The £15 ‘holy grail’ Olympic supplement behind the game-changing advances in sport

At the warm-up track for the recent European Athletics Championships in Rome, the bins invariably contained one particularly eye-catching white packet and tub.

And, all around, athletes were quite openly spooning out and consuming an unusual – and entirely approved – gel-like substance packed with white ‘mini-tablets’. A similar scene has been evident inside team buses at the start of major cycling races, at Diamond League athletics and now, increasingly, even in regional and national athletics competitions.

“Absolute gold dust,” says one leading coach.

“It’s game-changing,” added an Olympian in athletics, who estimates that more than 80 per cent – and rising – of elite international runners at distances from 800 metres and above are now using what is known as the ‘Bicarb System’.

Telegraph Sport has also been told that several leading Premier League football clubs are actively trialling the product that, while largely unheard of outside elite sport, will be used at Paris 2024 across just about every endurance event.

What is the ‘Bicarb System’?

Designed by the Swedish sports nutrition company Maurten, it is essentially a new answer to an old problem. Research suggesting the performance-enhancing properties of sodium bicarbonate – a household substance better known for its cake-making uses by the name of baking soda – first emerged almost a century ago.

The big problem was that, in trying to digest any significant quantity before intense exercise, a very large number of athletes found themselves requiring multiple emergency visits to the toilet.

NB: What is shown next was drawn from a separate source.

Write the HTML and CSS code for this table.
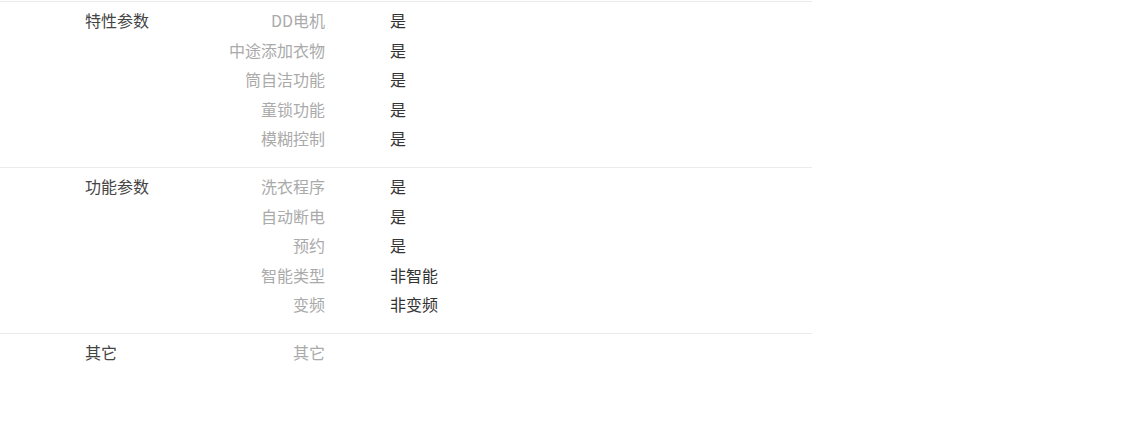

Maurten had already designed a hydrogel for bypassing the gut while ingesting carbohydrates and, sensing an opportunity, began working with experts like the British sports physiologist and nutritionist Dr Andy Sparks to see if something similar could be developed for sodium bicarbonate.

How does it work?

Dr Sparks, a research fellow at Liverpool John Moores University, had been studying different methods of delivering bicarbonate long before working with Maurten on developing what he calls their “late release capsules”.

Once any negative reaction with stomach acids has been averted, sodium bicarbonate is believed to be beneficial during strenuous exercise of more than about a minute because of the body’s production of hydrogen ions and lactate salt.

Hydrogen ions make muscles and blood more acidic – thus decreasing efficiency – but the working theory is that the sodium bicarbonate helps to “flush” those hydrogen ions out more quickly. There is also a belief that the lactate itself is moved more rapidly and can thus be used as a fuel.

On top of the positive anecdotal feedback, early studies – such as on 40km cycling efforts – suggest tangible performance gains. Precisely quantifying the improvements, says Sparks, is impossible but the flood of personal bests and national records this summer has certainly not gone unnoticed. “I think we have opened a very interesting door,” says Sparks, who also highlighted improved shoe technology and advances in the delivery of carbohydrates.